袋とじなら、週刊ポストか、アサヒ芸能か?
コンビニに、そんな雑誌を求めに行ったのだが見当たらなかった。
田舎道に夜になると忽然と現れるエロ雑誌自動販売機も、昨今では見当たらなくなった。
さて。どうしたものか・・・。
真相は、こうだ。
父からDVDが再生できなくなった、と電話がかかってきた。
「オレの唯一の趣味の映画鑑賞ができずショックでイライラが止まらない。なんとかしてくれ」と。
父は週に2回のデイサービス通い以外は外出することさえままならな身体。食事とトイレ以外はベッド上でテレビを眺めて過ごす毎日の人だ。
実家に到着すると母の機嫌がすこぶる悪い。
「DVDなぞ、パパは一生観られなくていい」と言う。
「介護の手が必要な分際で、あまりにも酷い」と悔し涙を流し始めたではないか。
何かイヤな予感を感じつつも父の居室でDVDデッキをいじる。
どうも、機材が認識できない素材が挿入されているらしい、ということが判明。
携帯で取説を検索し、いろいろ試しているものの、エラーコードが消えない。
テレビのコンセントを一旦抜き去り、再度通電させた途端に・・・・・・・
村西とおる氏に扮した山田孝之が「ホンバンは世界の常識なんだよ」と言っている予告編を観たことがあるが。
ストーリーがあるなら、まだしも。
そりゃないよ、というくらいに跳ねるベッド上で延々とづづくアンアン映像と音声が爆音で流れ出たのだ。
慌ててボリュームを落とし、デッキからDVDを掻き出すと怪しげな無タイトルの一枚が傷だらけで出てきた。
わたくしはデッキに正規に購入してきた【東京物語】をブチ込み再生ボタンを押し、
「いいよ、オマエ帰っていいぞ。それが観られたらもういいんだ」という父の前で無修正エロエロDVDをゴミ箱に捨てた・・・。
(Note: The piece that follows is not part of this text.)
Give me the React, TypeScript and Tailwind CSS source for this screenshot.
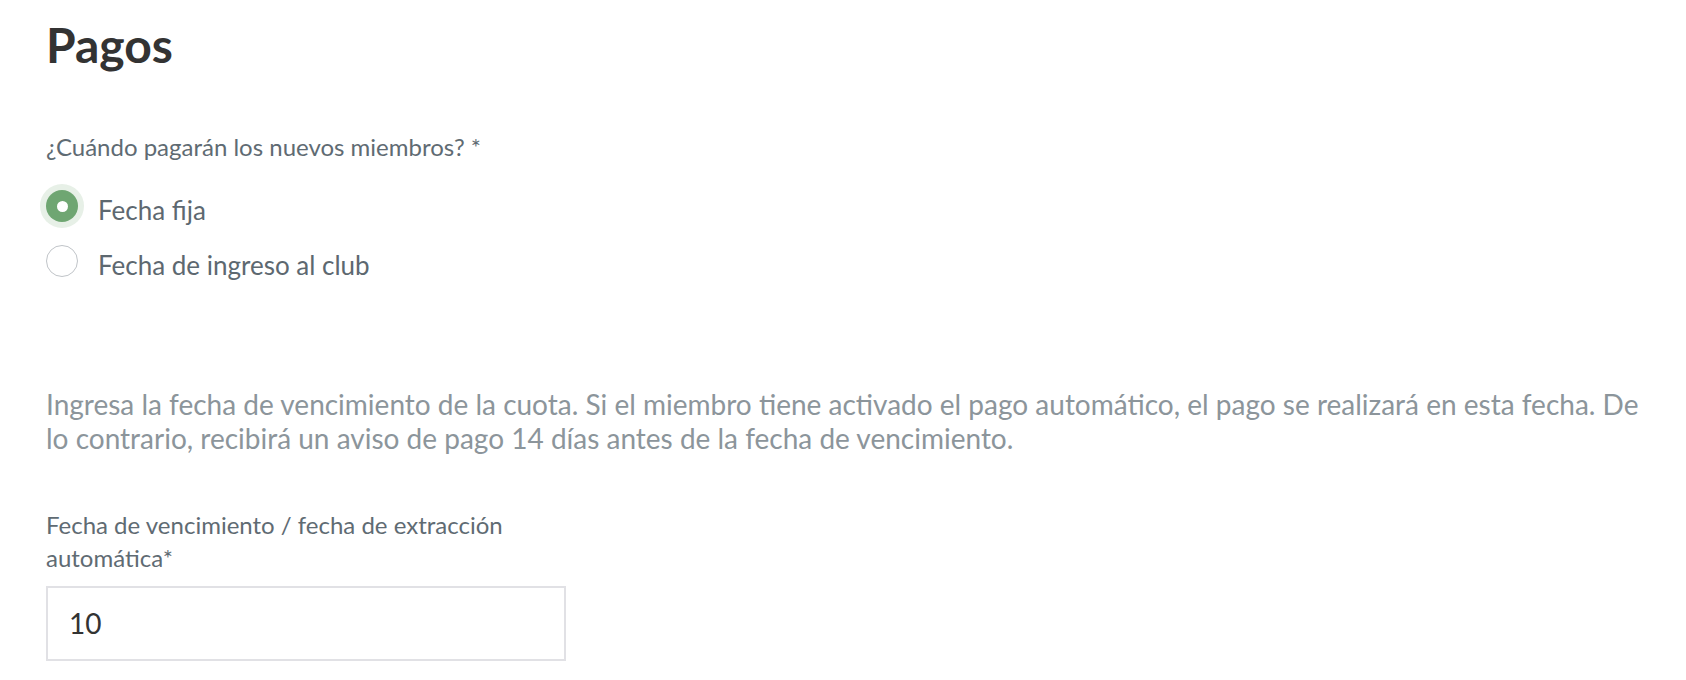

無修正エロエロを父がどうのように入手したのかは遂に判明しなかったが
おおよそ会社時代の悪友に頼んで送付してもらったものだろう。
かつて、ブルーフィルムの時代は紳士が集って秘密裏に映像を観たというではないか。
再生機が家庭のものとなり、さらに個人的なものになり、その文化は絶えてしまったのだろうか・・・。
とにかくエロエロをゲットした父は、昼となく夜となく野放図に映像を眺め観たようだ。そんな父の姿を介護者として母は許せなかった。
父の尊厳を踏み荒らしたくはないが、節度を忘れた父の行為は許しがたい。
父は自由ではない身の上ゆえ、母の嫌がることはしないでもらいたいのだ。
ご近所の手前もあり、せめて爆音はやめてほしいが父は難聴(´;ω;`)
ならば、動画じゃなくてエロ雑誌で手を打ってもらおうと考えたわたくしは
週刊誌を探しに街に出た。
父へ渡した。いや、ポンと汚いものでも投げるように放り投げた、というのが正しいかもしれない。
父はわたくしの気持ちを知ってか知らずか「こんなもん」と憤慨し、
介護ベッド下に投げ去った。
どうしたものか、父のエロ・・・。